Even if humans started to reign in their appetite for meat over the 1000-year period, they found that the CO2 from cultured meat production would continue to accumulate and persist, still exceeding the warming impact of some types of beef production. However, this comes with a critical caveat. Expanding pasture land for cows–which often means deforestation–is itself a huge source of CO2 emissions in cattle farming, but the researchers say they weren’t able to include this factor in their analysis. That would likely skew the results.
Similarly, producing large amounts of meat in the confines of a lab would reduce the conversion of forested land into pasture for farming cattle–in turn keeping more CO2 trapped in the ground. This is a benefit of lab-grown meat that wasn’t thoroughly explored in the study.

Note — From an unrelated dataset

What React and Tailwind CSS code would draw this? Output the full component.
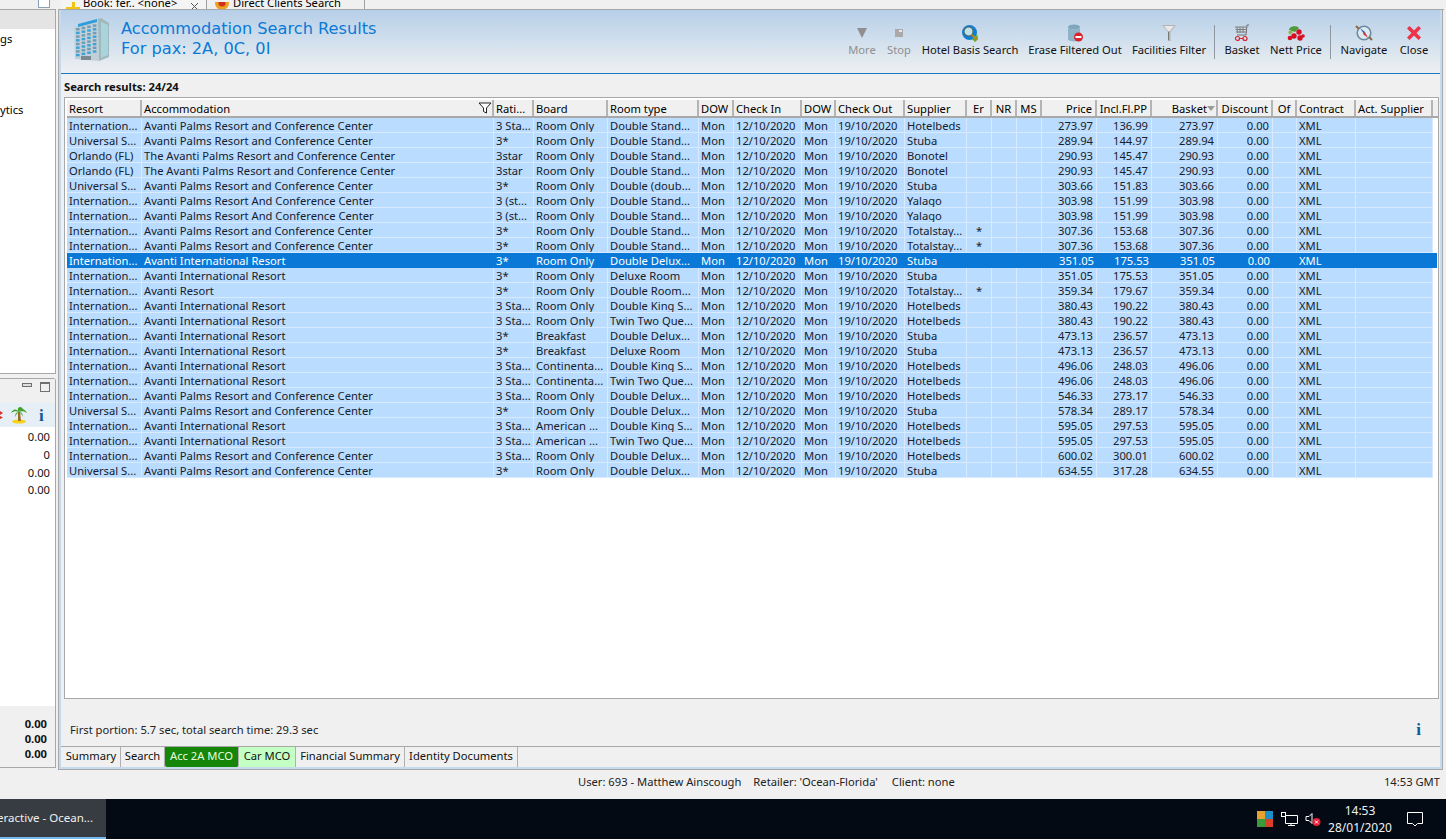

The paper makes another potentially problematic assumption, which is that labriculture will always rely on fossil fuels to power its operations. However, renewable energy could potentially provide some of that energy in the future–especially likely in an industry that’s trying to be green. If that happened, it would completely change the high emissions profile of lab-grown meat that’s presented in this study.
Nevertheless, what the research does prove is that when estimating the climate impact of food, relying on CO2 equivalents alone could be misleading. Methane doesn’t have the same long-term climate impact as some studies suggest, and this way of thinking about emissions may actually minimise CO2’s cumulative role in altering our climate.
The study also underscores the valuable fact that renewable energy streams will be essential to producing lab-grown burgers and the like, if they’re to have a place in our sustainable food future.